Three 1930s novels I read in the last twelve months

Juan Emar – Yesterday (Peirene) translated by Megan McDowell

“My thoughts were more or less along these lines: ‘What could an ostrich matter to me?”

Álvaro Yáñez Bianchi, who wrote under the pen name Juan Emar, was associated with surrealists and Dadaists in Santiago and Paris. And actually, that bit of information probably gives you a better idea of what Yesterday is like than any description of the plot I could give. (the plot is, a man and his wife go to various places and events during a day).
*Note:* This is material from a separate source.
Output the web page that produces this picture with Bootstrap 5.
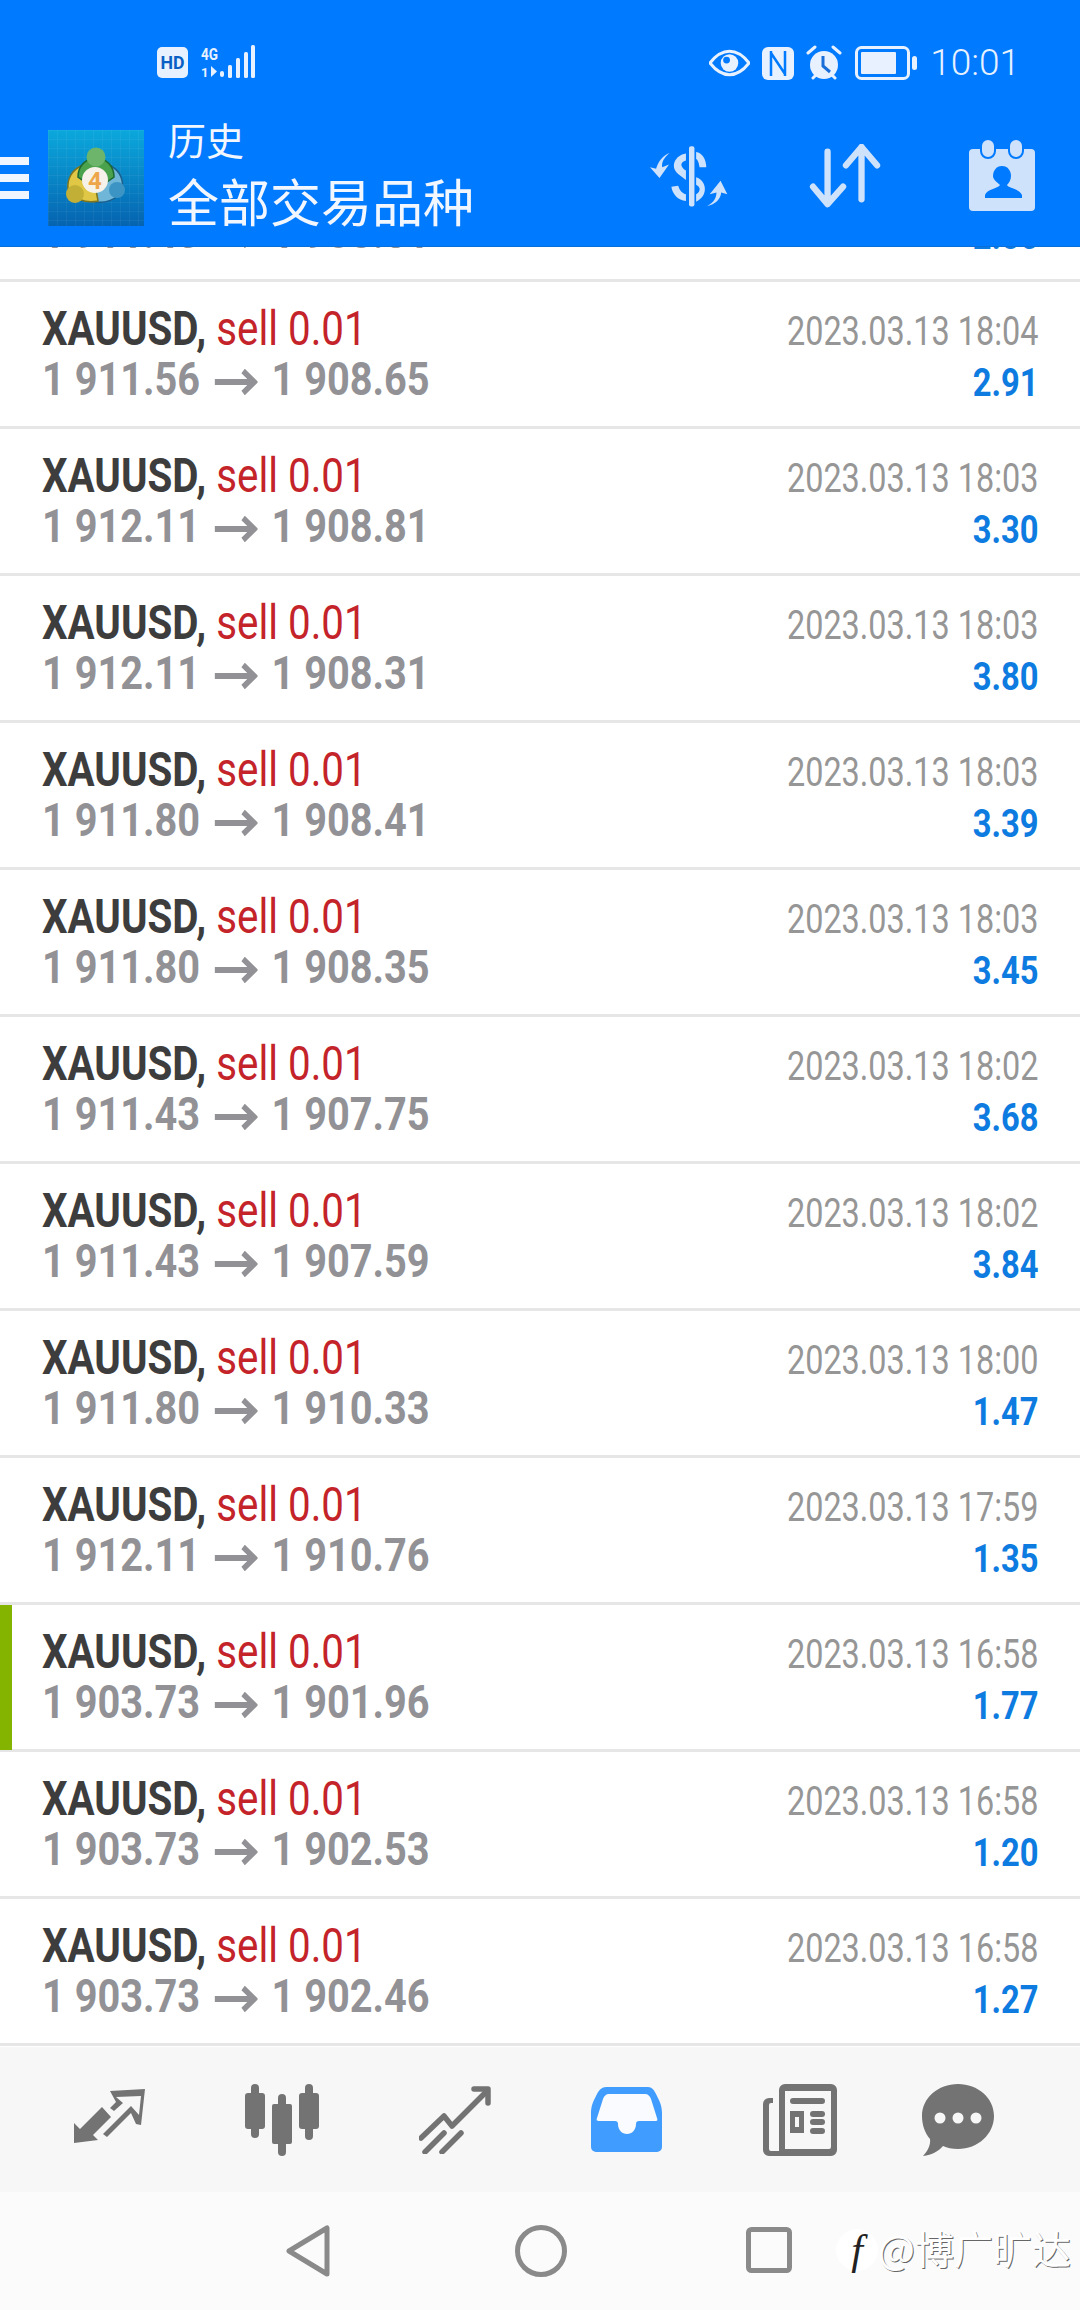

Nowadays ‘surreal’ has become a synonym for ‘weird’ but surrealism was a way of looking at a world too brutal to be viewed directly. The mood of Yesterday, with its public executions and zoos and green-and-red canvases is one of unease and dread, with a narrator who questions every facet of reality until even the act of questioning takes on an unreality. Which possibly makes it sound really academic and humourless, which it isn’t. Well, maybe academic, but with some great jokes. I loved it.

Irmgard Keun – After Midnight (Penguin Modern Classics) translated by Anthea Bell

“These days, it means quite a lot if a desperate man, ready for anything, refrains from killing someone else.”

As much as the narrator of Yesterday is cursed to over think every tiny thing he experiences, the narrator of After Midnight (published in 1937, in, and about, a Germany already a long way along the path to collective madness) is surrounded by experiences she wishes she didn’t have to think about. It is a novel populated by people who know anything they say or do could be reported to the authorities. Where a sense of hopelessness is beginning to permeate every human interaction.

And yet, because the novel is also an incredible character study and there is a lightness to the prose that is hard to describe, After Midnight is so much more than a state-of-the-nation novel. Halfway through the book it was already safely one of my favourite novels of the first half of the twentieth century and I was making plans to buy all of Keun’s other novels. Then it rained while I was out and my book got soaked. So now I have plans to buy all of Keun’s other novels and another copy of After Midnight.

George S. Schuyler – Black No More (Penguin Classics Science Fiction)

“She believed the Bible from cover to cover, except what it said about people with money”

Schuyler has a pretty muddled reputation. His political journey from socialism to a conservatism so strong that by the sixties he opposed any action against apartheid South African made him a controversial, and often isolated, figure. But, reissues of Black No More, his 1931 novel, written long before his political opinions lurched to the right, have cemented his importance in the evolutions of science fiction and Afrofuturism.

I am, in several ways, hugely under-qualified to assess Schuyler’s politics or his place in the canon, so I’m not going to do either. I quite enjoyed the book though. Like most satires, it probably has a bit too much of the fuck-the-world-and-everybody-in-it attitude, and is too focussed on its argument, to work as pure story. But as the world is still plagued by racism and people still use organised religion for their own gain, that might be a moot point. His arguments, whether right or wrong, are still relevant.